MEDIA RELEASE: Unemployment falls in most North Carolina counties
Unemployment falls in most North Carolina counties
RALEIGH (Aug. 27, 2010) – Unemployment rates dropped in 86 of North Carolina's 100 counties in July. Although analysts welcomed the news, the unemployment rate remains above 10 percent in more than half of the state’s counties, indicating a need for new job-creation.
The three counties with the highest unemployment rates saw their rates decline. Scotland County’s unemployment rate fell by 0.2 percentage points, Rutherford County by the same and Edgecombe County by 0.6 percentage points.
“While it's good to see unemployment numbers fall, we've got more work to do to get out of this recession,” Alexandra Forter Sirota, policy analyst with the NC Justice Center's Budget & Tax Center. “North Carolina needs new job-creation policies, like subsidies to help private employers hire new workers, to get our economic engine running.”
All metropolitan areas in North Carolina experienced declines in their unemployment rate in July, though the state's metros saw mixed improvements in their labor markets.

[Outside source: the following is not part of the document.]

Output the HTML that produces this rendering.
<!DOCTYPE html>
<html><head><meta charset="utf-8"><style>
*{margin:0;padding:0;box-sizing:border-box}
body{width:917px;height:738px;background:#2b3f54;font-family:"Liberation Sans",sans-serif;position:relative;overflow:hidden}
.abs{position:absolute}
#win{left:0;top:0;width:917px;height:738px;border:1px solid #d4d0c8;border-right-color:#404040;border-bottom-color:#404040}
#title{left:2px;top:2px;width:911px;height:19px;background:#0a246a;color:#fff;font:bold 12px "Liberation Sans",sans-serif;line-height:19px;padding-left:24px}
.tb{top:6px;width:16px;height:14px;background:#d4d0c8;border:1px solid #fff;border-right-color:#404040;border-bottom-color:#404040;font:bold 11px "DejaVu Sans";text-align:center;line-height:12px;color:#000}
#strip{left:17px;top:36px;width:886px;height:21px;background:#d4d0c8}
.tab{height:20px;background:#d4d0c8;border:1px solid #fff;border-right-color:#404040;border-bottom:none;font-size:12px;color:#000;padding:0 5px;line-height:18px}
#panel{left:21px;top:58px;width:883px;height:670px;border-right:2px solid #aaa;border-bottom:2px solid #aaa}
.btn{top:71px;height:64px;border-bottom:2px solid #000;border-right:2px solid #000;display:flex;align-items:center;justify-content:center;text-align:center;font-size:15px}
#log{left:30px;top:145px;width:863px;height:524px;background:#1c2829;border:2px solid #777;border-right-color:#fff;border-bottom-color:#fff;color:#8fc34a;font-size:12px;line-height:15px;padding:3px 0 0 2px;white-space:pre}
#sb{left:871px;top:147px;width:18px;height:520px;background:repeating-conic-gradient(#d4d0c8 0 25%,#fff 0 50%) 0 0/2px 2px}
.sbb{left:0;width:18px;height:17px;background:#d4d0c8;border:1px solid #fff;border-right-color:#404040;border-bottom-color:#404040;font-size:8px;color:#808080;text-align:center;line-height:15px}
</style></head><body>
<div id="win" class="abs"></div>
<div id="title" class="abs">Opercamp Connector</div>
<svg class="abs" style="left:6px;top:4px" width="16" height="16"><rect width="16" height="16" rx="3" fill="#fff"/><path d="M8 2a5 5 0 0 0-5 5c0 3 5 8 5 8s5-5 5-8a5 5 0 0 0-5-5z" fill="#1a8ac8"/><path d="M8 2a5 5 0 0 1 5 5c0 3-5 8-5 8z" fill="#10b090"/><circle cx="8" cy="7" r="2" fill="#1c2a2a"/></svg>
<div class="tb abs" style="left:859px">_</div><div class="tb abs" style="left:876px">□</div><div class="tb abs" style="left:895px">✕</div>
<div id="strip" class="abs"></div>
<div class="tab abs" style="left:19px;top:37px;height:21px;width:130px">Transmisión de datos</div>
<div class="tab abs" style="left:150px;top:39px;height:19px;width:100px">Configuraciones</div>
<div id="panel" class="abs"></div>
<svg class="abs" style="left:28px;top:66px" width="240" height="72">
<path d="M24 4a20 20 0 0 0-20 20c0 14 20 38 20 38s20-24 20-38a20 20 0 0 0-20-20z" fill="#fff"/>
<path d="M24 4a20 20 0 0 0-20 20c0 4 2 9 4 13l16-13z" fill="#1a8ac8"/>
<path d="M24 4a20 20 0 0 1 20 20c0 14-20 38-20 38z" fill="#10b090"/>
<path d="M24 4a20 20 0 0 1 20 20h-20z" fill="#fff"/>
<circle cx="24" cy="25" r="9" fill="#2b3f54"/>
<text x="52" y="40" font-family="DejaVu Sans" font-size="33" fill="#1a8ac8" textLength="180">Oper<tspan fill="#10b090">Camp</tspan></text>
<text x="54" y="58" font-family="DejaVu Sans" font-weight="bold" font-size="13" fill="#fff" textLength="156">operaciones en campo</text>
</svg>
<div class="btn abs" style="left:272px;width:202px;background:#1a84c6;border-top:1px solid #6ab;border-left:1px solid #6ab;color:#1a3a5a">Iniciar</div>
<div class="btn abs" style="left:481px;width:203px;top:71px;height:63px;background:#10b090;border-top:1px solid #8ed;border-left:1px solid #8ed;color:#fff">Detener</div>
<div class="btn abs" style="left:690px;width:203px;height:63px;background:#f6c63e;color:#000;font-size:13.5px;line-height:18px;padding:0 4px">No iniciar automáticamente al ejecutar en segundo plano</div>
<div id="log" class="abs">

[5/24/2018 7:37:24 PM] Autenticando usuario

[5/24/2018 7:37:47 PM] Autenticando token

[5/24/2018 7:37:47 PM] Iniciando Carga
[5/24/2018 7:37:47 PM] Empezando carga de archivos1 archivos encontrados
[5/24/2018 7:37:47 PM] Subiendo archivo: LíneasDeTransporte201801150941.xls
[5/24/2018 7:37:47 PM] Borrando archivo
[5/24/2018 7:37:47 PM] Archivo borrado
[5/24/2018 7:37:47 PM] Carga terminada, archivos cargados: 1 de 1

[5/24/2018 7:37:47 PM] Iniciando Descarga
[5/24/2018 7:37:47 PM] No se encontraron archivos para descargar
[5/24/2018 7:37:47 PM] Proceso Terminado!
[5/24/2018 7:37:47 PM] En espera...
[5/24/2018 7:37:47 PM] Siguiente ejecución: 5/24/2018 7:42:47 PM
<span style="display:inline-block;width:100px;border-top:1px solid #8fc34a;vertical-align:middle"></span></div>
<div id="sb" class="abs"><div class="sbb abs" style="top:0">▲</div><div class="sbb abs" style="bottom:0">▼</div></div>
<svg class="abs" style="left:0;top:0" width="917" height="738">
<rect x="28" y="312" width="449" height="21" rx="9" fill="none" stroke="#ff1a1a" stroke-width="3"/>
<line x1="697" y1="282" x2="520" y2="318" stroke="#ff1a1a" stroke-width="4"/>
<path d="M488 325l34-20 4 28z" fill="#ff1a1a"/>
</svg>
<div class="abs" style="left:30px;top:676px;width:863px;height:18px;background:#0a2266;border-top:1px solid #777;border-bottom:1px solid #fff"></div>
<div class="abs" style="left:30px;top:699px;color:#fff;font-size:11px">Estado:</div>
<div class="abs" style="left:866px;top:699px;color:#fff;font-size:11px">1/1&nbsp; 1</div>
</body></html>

Durham/ Chapel Hill has the lowest unemployment rate among the metropolitan areas; Hickory-Lenoir-Morganton (12.7 percent) and Rocky Mount (12.8 percent) had the highest unemployment rates.

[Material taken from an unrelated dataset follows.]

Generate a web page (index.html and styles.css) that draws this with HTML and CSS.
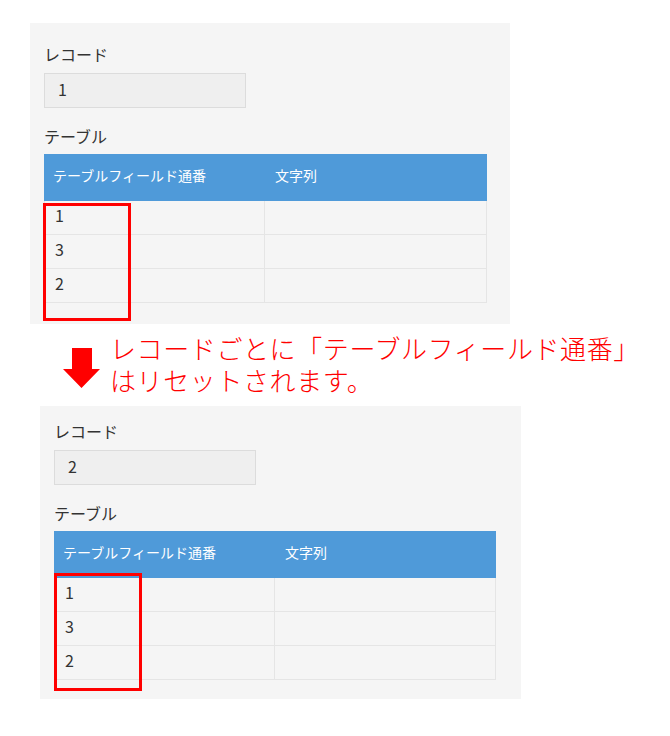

At the end of July, data released by the Bureau of Labor Statistics ranked the Raleigh-Cary metro area 4th among the 100 largest metro areas for its job growth over the period 2005 to 2010.

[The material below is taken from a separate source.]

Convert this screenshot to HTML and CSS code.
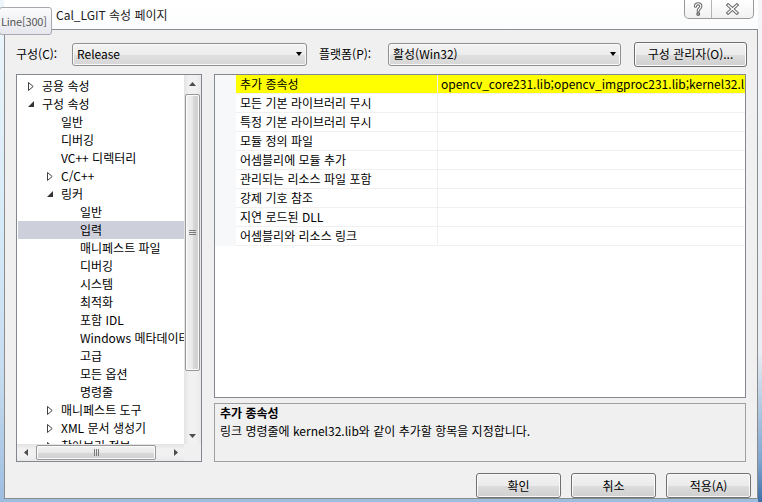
FILE: index.html
```html
<!DOCTYPE html>
<html lang="ko">
<head>
<meta charset="utf-8">
<title>속성 페이지</title>
<link rel="stylesheet" href="styles.css">
</head>
<body>
<div class="screen">
  <div class="glass-left"></div>
  <div class="dialog">
    <div class="titlebar">
      <div class="title">Cal_LGIT 속성 페이지</div>
      <div class="caption-btns">
        <div class="cap help">
          <svg width="26" height="18" viewBox="0 0 26 18"><g fill="none" stroke-linecap="round" stroke-linejoin="round"><path d="M10.5 6.2C10.5 3 15.8 3 15.8 6.2C15.8 8.6 13.2 8.4 13.2 11" stroke="#6a6a6a" stroke-width="3.2"/><path d="M10.5 6.2C10.5 3 15.8 3 15.8 6.2C15.8 8.6 13.2 8.4 13.2 11" stroke="#fff" stroke-width="1.1"/><circle cx="13.2" cy="14" r="1.3" stroke="#6a6a6a" stroke-width="1.4" fill="#fff"/></g></svg>
        </div>
        <div class="cap close">
          <svg width="42" height="18" viewBox="0 0 42 18"><g fill="none" stroke-linecap="square"><path d="M16.5 5L25.5 13M25.5 5L16.5 13" stroke="#6a6a6a" stroke-width="3.4"/><path d="M16.5 5L25.5 13M25.5 5L16.5 13" stroke="#fff" stroke-width="1.3"/></g></svg>
        </div>
      </div>
    </div>
    <div class="client">
      <div class="toprow">
        <span class="lbl lbl1">구성(C):</span>
        <div class="combo combo1"><span class="combo-text">Release</span><span class="combo-arrow"></span></div>
        <span class="lbl lbl2">플랫폼(P):</span>
        <div class="combo combo2"><span class="combo-text">활성(Win32)</span><span class="combo-arrow"></span></div>
        <div class="btn cfg">구성 관리자(O)...</div>
      </div>
      <div class="main">
        <div class="tree">
          <div class="tree-body">
            <div class="tree-list">
              <div class="node lv0"><span class="exp"><svg width="6" height="9" viewBox="0 0 6 9"><path d="M0.5 0.5L5.2 4.5L0.5 8.5Z" fill="#fff" stroke="#404040"/></svg></span>공용 속성</div>
              <div class="node lv0"><span class="exp"><svg width="6" height="6" viewBox="0 0 6 6"><path d="M6 0L6 6L0 6Z" fill="#333"/></svg></span>구성 속성</div>
              <div class="node lv1"><span class="exp"></span>일반</div>
              <div class="node lv1"><span class="exp"></span>디버깅</div>
              <div class="node lv1"><span class="exp"></span>VC++ 디렉터리</div>
              <div class="node lv1"><span class="exp"><svg width="6" height="9" viewBox="0 0 6 9"><path d="M0.5 0.5L5.2 4.5L0.5 8.5Z" fill="#fff" stroke="#404040"/></svg></span>C/C++</div>
              <div class="node lv1"><span class="exp"><svg width="6" height="6" viewBox="0 0 6 6"><path d="M6 0L6 6L0 6Z" fill="#333"/></svg></span>링커</div>
              <div class="node lv2"><span class="exp"></span>일반</div>
              <div class="node lv2 selected"><span class="exp"></span>입력</div>
              <div class="node lv2"><span class="exp"></span>매니페스트 파일</div>
              <div class="node lv2"><span class="exp"></span>디버깅</div>
              <div class="node lv2"><span class="exp"></span>시스템</div>
              <div class="node lv2"><span class="exp"></span>최적화</div>
              <div class="node lv2"><span class="exp"></span>포함 IDL</div>
              <div class="node lv2"><span class="exp"></span>Windows 메타데이터</div>
              <div class="node lv2"><span class="exp"></span>고급</div>
              <div class="node lv2"><span class="exp"></span>모든 옵션</div>
              <div class="node lv2"><span class="exp"></span>명령줄</div>
              <div class="node lv1"><span class="exp"><svg width="6" height="9" viewBox="0 0 6 9"><path d="M0.5 0.5L5.2 4.5L0.5 8.5Z" fill="#fff" stroke="#404040"/></svg></span>매니페스트 도구</div>
              <div class="node lv1"><span class="exp"><svg width="6" height="9" viewBox="0 0 6 9"><path d="M0.5 0.5L5.2 4.5L0.5 8.5Z" fill="#fff" stroke="#404040"/></svg></span>XML 문서 생성기</div>
              <div class="node lv1"><span class="exp"><svg width="6" height="9" viewBox="0 0 6 9"><path d="M0.5 0.5L5.2 4.5L0.5 8.5Z" fill="#fff" stroke="#404040"/></svg></span>찾아보기 정보</div>
            </div>
            <div class="vscroll">
              <div class="sb-btn"><svg width="7" height="4" viewBox="0 0 7 4"><path d="M3.5 0L7 4L0 4Z" fill="#4d4d4d"/></svg></div>
              <div class="vtrack">
                <div class="vthumb"><svg width="7" height="5" viewBox="0 0 7 5"><path d="M0 0.5H7M0 2.5H7M0 4.5H7" stroke="#7a7a7a"/></svg></div>
              </div>
              <div class="sb-btn"><svg width="7" height="4" viewBox="0 0 7 4"><path d="M0 0L7 0L3.5 4Z" fill="#4d4d4d"/></svg></div>
            </div>
          </div>
          <div class="hscroll">
            <div class="sb-btn"><svg width="4" height="7" viewBox="0 0 4 7"><path d="M4 0L4 7L0 3.5Z" fill="#4d4d4d"/></svg></div>
            <div class="htrack">
              <div class="hthumb"><svg width="5" height="7" viewBox="0 0 5 7"><path d="M0.5 0V7M2.5 0V7M4.5 0V7" stroke="#7a7a7a"/></svg></div>
            </div>
            <div class="sb-btn"><svg width="4" height="7" viewBox="0 0 4 7"><path d="M0 0L4 3.5L0 7Z" fill="#4d4d4d"/></svg></div>
            <div class="sb-corner"></div>
          </div>
        </div>
        <div class="rightcol">
          <div class="grid">
            <div class="prow hl"><span class="gut"></span><span class="pname">추가 종속성</span><span class="pval">opencv_core231.lib;opencv_imgproc231.lib;kernel32.lib;user32.lib;gdi32.lib</span></div>
            <div class="prow"><span class="gut"></span><span class="pname">모든 기본 라이브러리 무시</span><span class="pval"></span></div>
            <div class="prow"><span class="gut"></span><span class="pname">특정 기본 라이브러리 무시</span><span class="pval"></span></div>
            <div class="prow"><span class="gut"></span><span class="pname">모듈 정의 파일</span><span class="pval"></span></div>
            <div class="prow"><span class="gut"></span><span class="pname">어셈블리에 모듈 추가</span><span class="pval"></span></div>
            <div class="prow"><span class="gut"></span><span class="pname">관리되는 리소스 파일 포함</span><span class="pval"></span></div>
            <div class="prow"><span class="gut"></span><span class="pname">강제 기호 참조</span><span class="pval"></span></div>
            <div class="prow"><span class="gut"></span><span class="pname">지연 로드된 DLL</span><span class="pval"></span></div>
            <div class="prow"><span class="gut"></span><span class="pname">어셈블리와 리소스 링크</span><span class="pval"></span></div>
          </div>
          <div class="desc">
            <div class="desc-title">추가 종속성</div>
            <div class="desc-text">링크 명령줄에 kernel32.lib와 같이 추가할 항목을 지정합니다.</div>
          </div>
        </div>
      </div>
      <div class="buttons">
        <div class="btn dlg">확인</div>
        <div class="btn dlg">취소</div>
        <div class="btn dlg">적용(A)</div>
      </div>
    </div>
  </div>
  <div class="glass-right"></div>
  <div class="tooltip">Line[300]</div>
</div>
</body>
</html>
```

FILE: styles.css
```css
* { box-sizing: border-box; margin: 0; padding: 0; }
html, body { width: 762px; height: 502px; overflow: hidden; }
body {
  font-family: "Noto Sans CJK KR", "Noto Sans", sans-serif;
  font-size: 12px;
  color: #000;
  background: #fff;
}
.screen {
  position: relative;
  display: flex;
  width: 762px;
  height: 502px;
  background: linear-gradient(to bottom, #eef6fb 0%, #d9ecf8 40%, #c6dcf0 75%, #9dbde0 100%);
}
.glass-left { width: 4px; flex: none; }
.glass-right {
  width: 4px; flex: none;
  background: linear-gradient(to bottom, #f4f6f8 0%, #e8eef4 70%, #7fa6d0 92%, #3d6fa8 100%);
}
.dialog {
  width: 754px; height: 499px; flex: none;
  display: flex; flex-direction: column;
  background: #fff;
}

/* title bar */
.titlebar {
  height: 29px; flex: none;
  display: flex; align-items: flex-start;
  background: linear-gradient(to bottom, #ffffff, #fbfcfd);
}
.title {
  margin: 6px 0 0 52px;
  line-height: 18px;
  font-size: 12px;
  color: #1a1a1a;
  white-space: nowrap;
}
.caption-btns {
  margin-left: auto;
  margin-right: 4px;
  display: flex;
  height: 19px;
  border: 1px solid #9a9a9a;
  border-top: none;
  border-radius: 0 0 5px 5px;
  background: linear-gradient(to bottom, #ffffff, #f1f1f1);
  overflow: hidden;
}
.cap { display: flex; align-items: center; justify-content: center; }
.cap.help { width: 27px; border-right: 1px solid #b5b5b5; }
.cap.close { width: 41px; }

/* client */
.client {
  flex: 1;
  display: flex; flex-direction: column;
  background: #f0f0f0;
  border: 1px solid #8c8c8c;
  padding: 12px 0 0 11px;
}
.toprow { height: 24px; display: flex; align-items: center; }
.lbl { line-height: 18px; white-space: nowrap; }
.lbl1 { width: 56px; }
.lbl2 { width: 69px; margin-left: 12px; }
.combo {
  height: 23px;
  display: flex; align-items: center;
  border: 1px solid #8e8f8f;
  border-radius: 3px;
  background: linear-gradient(to bottom, #f4f4f4 0%, #ececec 50%, #e0e0e0 51%, #d6d6d6 100%);
  box-shadow: inset 0 0 0 1px #fafafa;
  padding-left: 4px;
}
.combo1 { width: 235px; }
.combo2 { width: 233px; }
.combo-text { flex: 1; line-height: 18px; white-space: nowrap; }
.combo-arrow {
  width: 0; height: 0;
  margin-right: 4px;
  border-left: 3.5px solid transparent;
  border-right: 3.5px solid transparent;
  border-top: 4px solid #000;
}
.btn {
  display: flex; align-items: center; justify-content: center;
  border: 1px solid #707070;
  border-radius: 3px;
  background: linear-gradient(to bottom, #f2f2f2 0%, #ebebeb 50%, #dddddd 51%, #cfcfcf 100%);
  box-shadow: inset 0 0 0 1px #fbfbfb;
  line-height: 18px;
  white-space: nowrap;
}
.cfg { width: 113px; height: 25px; margin-left: 13px; }

/* main area */
.main { height: 388px; margin-top: 8px; display: flex; }
.tree {
  width: 186px; flex: none;
  border: 1px solid #828790;
  background: #fff;
  display: flex; flex-direction: column;
}
.tree-body { flex: 1; display: flex; min-height: 0; }
.tree-list {
  flex: 1;
  overflow: hidden;
  padding-top: 2px;
}
.node {
  height: 18px;
  line-height: 18px;
  display: flex; align-items: center;
  white-space: nowrap;
  margin-left: 1px;
}
.node.lv0 { padding-left: 7px; }
.node.lv1 { padding-left: 26px; }
.node.lv2 { padding-left: 45px; }
.node.selected { background: #cdcfdb; }
.exp { width: 17px; flex: none; display: flex; align-items: center; padding-left: 3px; }

.vscroll {
  width: 17px; flex: none;
  display: flex; flex-direction: column;
  background: linear-gradient(to right, #e3e3e3, #f1f1f1 30%, #f1f1f1 70%, #e8e8e8);
}
.sb-btn {
  width: 17px; height: 17px; flex: none;
  display: flex; align-items: center; justify-content: center;
}
.vtrack { flex: 1; padding: 2px 1px 0 1px; }
.vthumb {
  height: 277px;
  border: 1px solid #979797;
  border-radius: 2px;
  background: linear-gradient(to right, #f3f3f3, #e8e8e8 50%, #d9d9d9 51%, #cfcfcf);
  box-shadow: inset 0 0 0 1px #fbfbfb;
  display: flex; align-items: center; justify-content: center;
}
.hscroll {
  height: 17px; flex: none;
  display: flex;
  background: linear-gradient(to bottom, #e3e3e3, #f1f1f1 30%, #f1f1f1 70%, #e8e8e8);
}
.htrack { width: 133px; padding: 0 0 0 2px; display: flex; align-items: center; }
.hthumb {
  width: 120px; height: 15px;
  border: 1px solid #979797;
  border-radius: 2px;
  background: linear-gradient(to bottom, #f3f3f3, #e8e8e8 50%, #d9d9d9 51%, #cfcfcf);
  box-shadow: inset 0 0 0 1px #fbfbfb;
  display: flex; align-items: center; justify-content: center;
}
.sb-corner { width: 17px; flex: none; background: #f0f0f0; margin-left: auto; }

.rightcol {
  width: 532px; margin-left: 12px; flex: none;
  display: flex; flex-direction: column;
}
.grid {
  height: 324px; flex: none;
  border: 1px solid #828790;
  background: #fff;
}
.prow { height: 19px; display: flex; }
.gut { width: 21px; flex: none; background: #f7f8fa; }
.pname {
  width: 202px; flex: none;
  padding-left: 4px;
  line-height: 18px;
  border-right: 1px solid #f0f0f0;
  border-bottom: 1px solid #f0f0f0;
  white-space: nowrap; overflow: hidden;
}
.pval {
  flex: 1;
  padding-left: 3px;
  line-height: 18px;
  border-bottom: 1px solid #f0f0f0;
  white-space: nowrap; overflow: hidden;
}
.prow.hl .pname, .prow.hl .pval { background: #ffff00; }
.desc {
  height: 59px; margin-top: 5px;
  border: 1px solid #a0a0a0;
  background: #f0f0f0;
  padding-left: 5px;
  line-height: 18px;
}
.desc-title { font-weight: 700; }

.buttons {
  height: 25px; margin-top: 11px;
  display: flex; justify-content: flex-end; gap: 10px;
  padding-right: 6px;
}
.dlg { width: 85px; height: 25px; }

/* tooltip overlay */
.tooltip {
  position: absolute;
  left: -1px; top: 7px;
  width: 53px; height: 28px;
  border: 1px solid #a8a8b0;
  border-radius: 3px;
  background: linear-gradient(to bottom, #fbfbfc, #e6e7ee);
  color: #575757;
  font-size: 11px;
  letter-spacing: -0.2px;
  line-height: 26px;
  padding-left: 1px;
  white-space: nowrap;
}
```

But there remained significant job losses. The change over-the-month in employment in metro areas was largely driven by the loss of government jobs.
“These numbers are a reminder that we need to keep job-creation policies at the top of the agenda,” said Sirota. “Any drop in unemployment numbers is good news, but we still aren't creating enough jobs to keep pace with jobs lost during the recession, and lost government jobs are a barrier to future economic success.”
Education funding passed by Congress will go some way to addressing these job losses which have been attributed to local school district cuts, she said.